DATA:

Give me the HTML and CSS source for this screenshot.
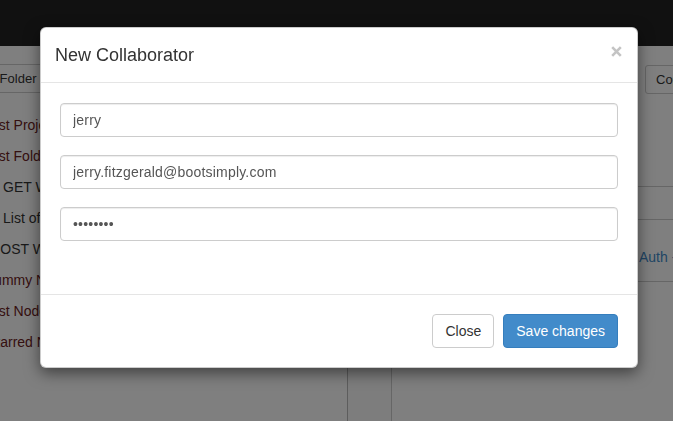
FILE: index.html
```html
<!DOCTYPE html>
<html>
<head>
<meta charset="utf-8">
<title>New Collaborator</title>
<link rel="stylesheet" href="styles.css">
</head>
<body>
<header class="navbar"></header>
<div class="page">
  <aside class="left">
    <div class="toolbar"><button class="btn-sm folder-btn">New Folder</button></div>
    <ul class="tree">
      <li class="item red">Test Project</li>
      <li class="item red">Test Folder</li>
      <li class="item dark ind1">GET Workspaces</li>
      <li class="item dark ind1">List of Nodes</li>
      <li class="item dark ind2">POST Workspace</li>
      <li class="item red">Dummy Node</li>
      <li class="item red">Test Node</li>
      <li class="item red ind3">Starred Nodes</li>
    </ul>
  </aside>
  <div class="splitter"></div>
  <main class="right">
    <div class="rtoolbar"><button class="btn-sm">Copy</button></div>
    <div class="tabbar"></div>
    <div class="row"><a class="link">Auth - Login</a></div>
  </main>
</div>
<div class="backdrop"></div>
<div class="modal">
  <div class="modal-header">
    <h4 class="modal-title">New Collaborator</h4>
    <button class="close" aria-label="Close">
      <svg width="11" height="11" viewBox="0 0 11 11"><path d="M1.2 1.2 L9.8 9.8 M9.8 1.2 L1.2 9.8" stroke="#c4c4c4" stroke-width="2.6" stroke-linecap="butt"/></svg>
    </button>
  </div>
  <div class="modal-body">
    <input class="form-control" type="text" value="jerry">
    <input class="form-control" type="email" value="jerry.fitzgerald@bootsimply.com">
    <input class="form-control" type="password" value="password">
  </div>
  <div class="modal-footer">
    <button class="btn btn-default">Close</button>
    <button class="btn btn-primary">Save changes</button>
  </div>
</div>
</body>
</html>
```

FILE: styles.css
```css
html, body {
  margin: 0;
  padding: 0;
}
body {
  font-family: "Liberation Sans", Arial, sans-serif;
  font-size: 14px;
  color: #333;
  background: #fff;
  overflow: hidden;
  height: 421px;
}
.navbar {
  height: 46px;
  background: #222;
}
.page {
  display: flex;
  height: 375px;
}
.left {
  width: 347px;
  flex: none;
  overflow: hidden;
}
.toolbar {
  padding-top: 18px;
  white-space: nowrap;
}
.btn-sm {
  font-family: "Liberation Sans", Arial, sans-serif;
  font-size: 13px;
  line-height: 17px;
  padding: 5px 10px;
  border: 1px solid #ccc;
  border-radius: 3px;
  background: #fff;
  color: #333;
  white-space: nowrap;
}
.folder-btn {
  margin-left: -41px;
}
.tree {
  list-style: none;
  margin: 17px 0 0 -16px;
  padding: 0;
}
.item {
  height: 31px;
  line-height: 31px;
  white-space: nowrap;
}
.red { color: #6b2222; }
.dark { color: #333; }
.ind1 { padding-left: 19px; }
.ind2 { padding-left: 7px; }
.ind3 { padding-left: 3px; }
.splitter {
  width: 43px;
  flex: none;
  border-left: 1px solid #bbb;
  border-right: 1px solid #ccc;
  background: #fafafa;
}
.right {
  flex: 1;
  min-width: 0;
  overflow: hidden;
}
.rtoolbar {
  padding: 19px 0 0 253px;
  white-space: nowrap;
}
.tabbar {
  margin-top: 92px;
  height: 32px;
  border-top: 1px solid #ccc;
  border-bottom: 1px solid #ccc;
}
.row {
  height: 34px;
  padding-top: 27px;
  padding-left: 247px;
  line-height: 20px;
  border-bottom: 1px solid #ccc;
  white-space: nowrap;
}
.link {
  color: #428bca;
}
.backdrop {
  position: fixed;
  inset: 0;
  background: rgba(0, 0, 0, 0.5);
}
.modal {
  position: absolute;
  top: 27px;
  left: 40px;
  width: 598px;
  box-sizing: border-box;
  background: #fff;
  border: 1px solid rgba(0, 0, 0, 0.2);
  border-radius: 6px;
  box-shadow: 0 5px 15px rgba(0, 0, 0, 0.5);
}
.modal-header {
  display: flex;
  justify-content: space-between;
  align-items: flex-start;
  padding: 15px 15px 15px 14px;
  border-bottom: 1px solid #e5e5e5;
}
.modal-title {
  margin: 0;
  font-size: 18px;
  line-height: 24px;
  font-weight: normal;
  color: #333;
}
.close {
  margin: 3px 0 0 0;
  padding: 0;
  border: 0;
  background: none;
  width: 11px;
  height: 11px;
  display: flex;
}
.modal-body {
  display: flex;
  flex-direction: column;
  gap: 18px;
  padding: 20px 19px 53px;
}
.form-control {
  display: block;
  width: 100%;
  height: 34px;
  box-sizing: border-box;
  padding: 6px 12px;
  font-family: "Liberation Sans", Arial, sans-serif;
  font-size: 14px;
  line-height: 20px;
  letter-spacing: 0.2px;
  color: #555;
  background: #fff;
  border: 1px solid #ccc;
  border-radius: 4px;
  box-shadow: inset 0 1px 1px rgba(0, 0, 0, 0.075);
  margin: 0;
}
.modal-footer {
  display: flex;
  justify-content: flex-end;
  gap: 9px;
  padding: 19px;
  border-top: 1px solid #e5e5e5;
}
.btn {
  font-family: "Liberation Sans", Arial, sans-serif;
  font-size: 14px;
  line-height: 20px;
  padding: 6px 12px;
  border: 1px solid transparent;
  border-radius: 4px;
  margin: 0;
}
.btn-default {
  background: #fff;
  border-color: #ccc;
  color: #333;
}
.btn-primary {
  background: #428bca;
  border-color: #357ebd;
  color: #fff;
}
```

TASK GOAL: Print out the material word for word, omitting the pictures.

ANSWER TO THIS TASK:
Give me the HTML and CSS source for this screenshot.
FILE: index.html
```html
<!DOCTYPE html>
<html>
<head>
<meta charset="utf-8">
<title>New Collaborator</title>
<link rel="stylesheet" href="styles.css">
</head>
<body>
<header class="navbar"></header>
<div class="page">
  <aside class="left">
    <div class="toolbar"><button class="btn-sm folder-btn">New Folder</button></div>
    <ul class="tree">
      <li class="item red">Test Project</li>
      <li class="item red">Test Folder</li>
      <li class="item dark ind1">GET Workspaces</li>
      <li class="item dark ind1">List of Nodes</li>
      <li class="item dark ind2">POST Workspace</li>
      <li class="item red">Dummy Node</li>
      <li class="item red">Test Node</li>
      <li class="item red ind3">Starred Nodes</li>
    </ul>
  </aside>
  <div class="splitter"></div>
  <main class="right">
    <div class="rtoolbar"><button class="btn-sm">Copy</button></div>
    <div class="tabbar"></div>
    <div class="row"><a class="link">Auth - Login</a></div>
  </main>
</div>
<div class="backdrop"></div>
<div class="modal">
  <div class="modal-header">
    <h4 class="modal-title">New Collaborator</h4>
    <button class="close" aria-label="Close">
      <svg width="11" height="11" viewBox="0 0 11 11"><path d="M1.2 1.2 L9.8 9.8 M9.8 1.2 L1.2 9.8" stroke="#c4c4c4" stroke-width="2.6" stroke-linecap="butt"/></svg>
    </button>
  </div>
  <div class="modal-body">
    <input class="form-control" type="text" value="jerry">
    <input class="form-control" type="email" value="jerry.fitzgerald@bootsimply.com">
    <input class="form-control" type="password" value="password">
  </div>
  <div class="modal-footer">
    <button class="btn btn-default">Close</button>
    <button class="btn btn-primary">Save changes</button>
  </div>
</div>
</body>
</html>
```

FILE: styles.css
```css
html, body {
  margin: 0;
  padding: 0;
}
body {
  font-family: "Liberation Sans", Arial, sans-serif;
  font-size: 14px;
  color: #333;
  background: #fff;
  overflow: hidden;
  height: 421px;
}
.navbar {
  height: 46px;
  background: #222;
}
.page {
  display: flex;
  height: 375px;
}
.left {
  width: 347px;
  flex: none;
  overflow: hidden;
}
.toolbar {
  padding-top: 18px;
  white-space: nowrap;
}
.btn-sm {
  font-family: "Liberation Sans", Arial, sans-serif;
  font-size: 13px;
  line-height: 17px;
  padding: 5px 10px;
  border: 1px solid #ccc;
  border-radius: 3px;
  background: #fff;
  color: #333;
  white-space: nowrap;
}
.folder-btn {
  margin-left: -41px;
}
.tree {
  list-style: none;
  margin: 17px 0 0 -16px;
  padding: 0;
}
.item {
  height: 31px;
  line-height: 31px;
  white-space: nowrap;
}
.red { color: #6b2222; }
.dark { color: #333; }
.ind1 { padding-left: 19px; }
.ind2 { padding-left: 7px; }
.ind3 { padding-left: 3px; }
.splitter {
  width: 43px;
  flex: none;
  border-left: 1px solid #bbb;
  border-right: 1px solid #ccc;
  background: #fafafa;
}
.right {
  flex: 1;
  min-width: 0;
  overflow: hidden;
}
.rtoolbar {
  padding: 19px 0 0 253px;
  white-space: nowrap;
}
.tabbar {
  margin-top: 92px;
  height: 32px;
  border-top: 1px solid #ccc;
  border-bottom: 1px solid #ccc;
}
.row {
  height: 34px;
  padding-top: 27px;
  padding-left: 247px;
  line-height: 20px;
  border-bottom: 1px solid #ccc;
  white-space: nowrap;
}
.link {
  color: #428bca;
}
.backdrop {
  position: fixed;
  inset: 0;
  background: rgba(0, 0, 0, 0.5);
}
.modal {
  position: absolute;
  top: 27px;
  left: 40px;
  width: 598px;
  box-sizing: border-box;
  background: #fff;
  border: 1px solid rgba(0, 0, 0, 0.2);
  border-radius: 6px;
  box-shadow: 0 5px 15px rgba(0, 0, 0, 0.5);
}
.modal-header {
  display: flex;
  justify-content: space-between;
  align-items: flex-start;
  padding: 15px 15px 15px 14px;
  border-bottom: 1px solid #e5e5e5;
}
.modal-title {
  margin: 0;
  font-size: 18px;
  line-height: 24px;
  font-weight: normal;
  color: #333;
}
.close {
  margin: 3px 0 0 0;
  padding: 0;
  border: 0;
  background: none;
  width: 11px;
  height: 11px;
  display: flex;
}
.modal-body {
  display: flex;
  flex-direction: column;
  gap: 18px;
  padding: 20px 19px 53px;
}
.form-control {
  display: block;
  width: 100%;
  height: 34px;
  box-sizing: border-box;
  padding: 6px 12px;
  font-family: "Liberation Sans", Arial, sans-serif;
  font-size: 14px;
  line-height: 20px;
  letter-spacing: 0.2px;
  color: #555;
  background: #fff;
  border: 1px solid #ccc;
  border-radius: 4px;
  box-shadow: inset 0 1px 1px rgba(0, 0, 0, 0.075);
  margin: 0;
}
.modal-footer {
  display: flex;
  justify-content: flex-end;
  gap: 9px;
  padding: 19px;
  border-top: 1px solid #e5e5e5;
}
.btn {
  font-family: "Liberation Sans", Arial, sans-serif;
  font-size: 14px;
  line-height: 20px;
  padding: 6px 12px;
  border: 1px solid transparent;
  border-radius: 4px;
  margin: 0;
}
.btn-default {
  background: #fff;
  border-color: #ccc;
  color: #333;
}
.btn-primary {
  background: #428bca;
  border-color: #357ebd;
  color: #fff;
}
```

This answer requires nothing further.